Do this:
Reproduce the listing word for word. Skip any image.

Source material:
'''
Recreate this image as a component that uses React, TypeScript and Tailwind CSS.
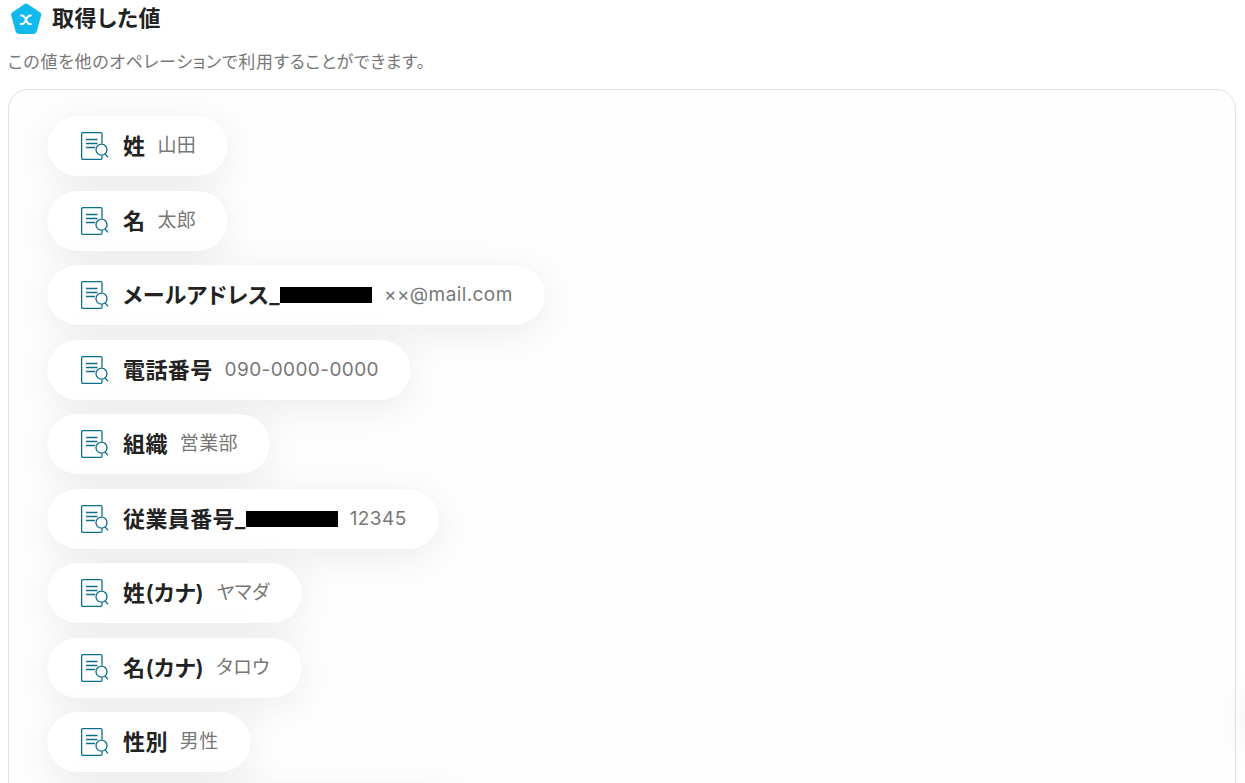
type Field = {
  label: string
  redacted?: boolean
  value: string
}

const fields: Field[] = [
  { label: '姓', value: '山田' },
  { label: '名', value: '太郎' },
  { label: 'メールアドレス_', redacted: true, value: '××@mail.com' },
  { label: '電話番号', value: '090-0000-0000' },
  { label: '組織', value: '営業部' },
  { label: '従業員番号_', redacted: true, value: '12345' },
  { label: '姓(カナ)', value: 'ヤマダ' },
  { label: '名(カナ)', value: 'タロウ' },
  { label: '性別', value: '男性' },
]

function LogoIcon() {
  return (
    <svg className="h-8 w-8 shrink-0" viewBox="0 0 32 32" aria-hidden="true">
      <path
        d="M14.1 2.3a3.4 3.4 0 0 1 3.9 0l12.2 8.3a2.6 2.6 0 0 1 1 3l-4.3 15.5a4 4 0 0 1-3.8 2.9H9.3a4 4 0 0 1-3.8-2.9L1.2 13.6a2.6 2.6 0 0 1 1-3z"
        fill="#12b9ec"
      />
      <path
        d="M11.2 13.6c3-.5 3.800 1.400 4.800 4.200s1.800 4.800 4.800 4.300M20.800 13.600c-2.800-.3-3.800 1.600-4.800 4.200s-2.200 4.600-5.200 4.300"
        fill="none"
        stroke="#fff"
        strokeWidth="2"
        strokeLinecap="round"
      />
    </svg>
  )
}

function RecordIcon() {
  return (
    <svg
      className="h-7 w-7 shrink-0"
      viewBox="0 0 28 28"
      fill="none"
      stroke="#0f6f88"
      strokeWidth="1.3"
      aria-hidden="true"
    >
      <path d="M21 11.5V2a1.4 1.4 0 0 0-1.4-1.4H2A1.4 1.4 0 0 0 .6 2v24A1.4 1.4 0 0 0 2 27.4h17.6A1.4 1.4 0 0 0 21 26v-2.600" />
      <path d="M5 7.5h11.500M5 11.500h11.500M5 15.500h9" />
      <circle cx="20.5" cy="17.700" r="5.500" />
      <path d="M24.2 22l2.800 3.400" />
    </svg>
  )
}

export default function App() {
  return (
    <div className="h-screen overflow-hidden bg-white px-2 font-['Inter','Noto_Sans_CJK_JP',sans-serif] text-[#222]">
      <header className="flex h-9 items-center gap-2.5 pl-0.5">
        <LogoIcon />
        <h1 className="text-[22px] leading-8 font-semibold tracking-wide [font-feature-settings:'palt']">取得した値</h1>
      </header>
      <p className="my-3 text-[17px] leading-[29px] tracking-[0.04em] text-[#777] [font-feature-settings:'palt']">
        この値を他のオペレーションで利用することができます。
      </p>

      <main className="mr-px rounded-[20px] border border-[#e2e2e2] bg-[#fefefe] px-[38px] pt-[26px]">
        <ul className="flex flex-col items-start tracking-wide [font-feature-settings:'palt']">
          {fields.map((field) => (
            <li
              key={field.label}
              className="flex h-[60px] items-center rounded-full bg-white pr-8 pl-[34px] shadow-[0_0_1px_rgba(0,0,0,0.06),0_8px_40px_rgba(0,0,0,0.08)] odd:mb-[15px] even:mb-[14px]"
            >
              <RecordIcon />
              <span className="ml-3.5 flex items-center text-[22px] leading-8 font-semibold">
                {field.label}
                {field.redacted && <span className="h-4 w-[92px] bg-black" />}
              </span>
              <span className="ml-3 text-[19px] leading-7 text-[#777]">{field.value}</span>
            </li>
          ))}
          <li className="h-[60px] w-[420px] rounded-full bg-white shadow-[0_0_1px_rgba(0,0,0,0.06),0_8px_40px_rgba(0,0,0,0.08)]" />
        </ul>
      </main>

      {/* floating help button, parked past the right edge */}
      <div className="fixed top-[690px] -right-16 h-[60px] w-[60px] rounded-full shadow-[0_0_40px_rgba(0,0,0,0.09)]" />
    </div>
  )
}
'''
Task answer:
Recreate this image as a component that uses React, TypeScript and Tailwind CSS.
type Field = {
  label: string
  redacted?: boolean
  value: string
}

const fields: Field[] = [
  { label: '姓', value: '山田' },
  { label: '名', value: '太郎' },
  { label: 'メールアドレス_', redacted: true, value: '××@mail.com' },
  { label: '電話番号', value: '090-0000-0000' },
  { label: '組織', value: '営業部' },
  { label: '従業員番号_', redacted: true, value: '12345' },
  { label: '姓(カナ)', value: 'ヤマダ' },
  { label: '名(カナ)', value: 'タロウ' },
  { label: '性別', value: '男性' },
]

function LogoIcon() {
  return (
    <svg className="h-8 w-8 shrink-0" viewBox="0 0 32 32" aria-hidden="true">
      <path
        d="M14.1 2.3a3.4 3.4 0 0 1 3.9 0l12.2 8.3a2.6 2.6 0 0 1 1 3l-4.3 15.5a4 4 0 0 1-3.8 2.9H9.3a4 4 0 0 1-3.8-2.9L1.2 13.6a2.6 2.6 0 0 1 1-3z"
        fill="#12b9ec"
      />
      <path
        d="M11.2 13.6c3-.5 3.800 1.400 4.800 4.200s1.800 4.800 4.800 4.300M20.800 13.600c-2.800-.3-3.800 1.600-4.800 4.200s-2.200 4.600-5.200 4.300"
        fill="none"
        stroke="#fff"
        strokeWidth="2"
        strokeLinecap="round"
      />
    </svg>
  )
}

function RecordIcon() {
  return (
    <svg
      className="h-7 w-7 shrink-0"
      viewBox="0 0 28 28"
      fill="none"
      stroke="#0f6f88"
      strokeWidth="1.3"
      aria-hidden="true"
    >
      <path d="M21 11.5V2a1.4 1.4 0 0 0-1.4-1.4H2A1.4 1.4 0 0 0 .6 2v24A1.4 1.4 0 0 0 2 27.4h17.6A1.4 1.4 0 0 0 21 26v-2.600" />
      <path d="M5 7.5h11.500M5 11.500h11.500M5 15.500h9" />
      <circle cx="20.5" cy="17.700" r="5.500" />
      <path d="M24.2 22l2.800 3.400" />
    </svg>
  )
}

export default function App() {
  return (
    <div className="h-screen overflow-hidden bg-white px-2 font-['Inter','Noto_Sans_CJK_JP',sans-serif] text-[#222]">
      <header className="flex h-9 items-center gap-2.5 pl-0.5">
        <LogoIcon />
        <h1 className="text-[22px] leading-8 font-semibold tracking-wide [font-feature-settings:'palt']">取得した値</h1>
      </header>
      <p className="my-3 text-[17px] leading-[29px] tracking-[0.04em] text-[#777] [font-feature-settings:'palt']">
        この値を他のオペレーションで利用することができます。
      </p>

      <main className="mr-px rounded-[20px] border border-[#e2e2e2] bg-[#fefefe] px-[38px] pt-[26px]">
        <ul className="flex flex-col items-start tracking-wide [font-feature-settings:'palt']">
          {fields.map((field) => (
            <li
              key={field.label}
              className="flex h-[60px] items-center rounded-full bg-white pr-8 pl-[34px] shadow-[0_0_1px_rgba(0,0,0,0.06),0_8px_40px_rgba(0,0,0,0.08)] odd:mb-[15px] even:mb-[14px]"
            >
              <RecordIcon />
              <span className="ml-3.5 flex items-center text-[22px] leading-8 font-semibold">
                {field.label}
                {field.redacted && <span className="h-4 w-[92px] bg-black" />}
              </span>
              <span className="ml-3 text-[19px] leading-7 text-[#777]">{field.value}</span>
            </li>
          ))}
          <li className="h-[60px] w-[420px] rounded-full bg-white shadow-[0_0_1px_rgba(0,0,0,0.06),0_8px_40px_rgba(0,0,0,0.08)]" />
        </ul>
      </main>

      {/* floating help button, parked past the right edge */}
      <div className="fixed top-[690px] -right-16 h-[60px] w-[60px] rounded-full shadow-[0_0_40px_rgba(0,0,0,0.09)]" />
    </div>
  )
}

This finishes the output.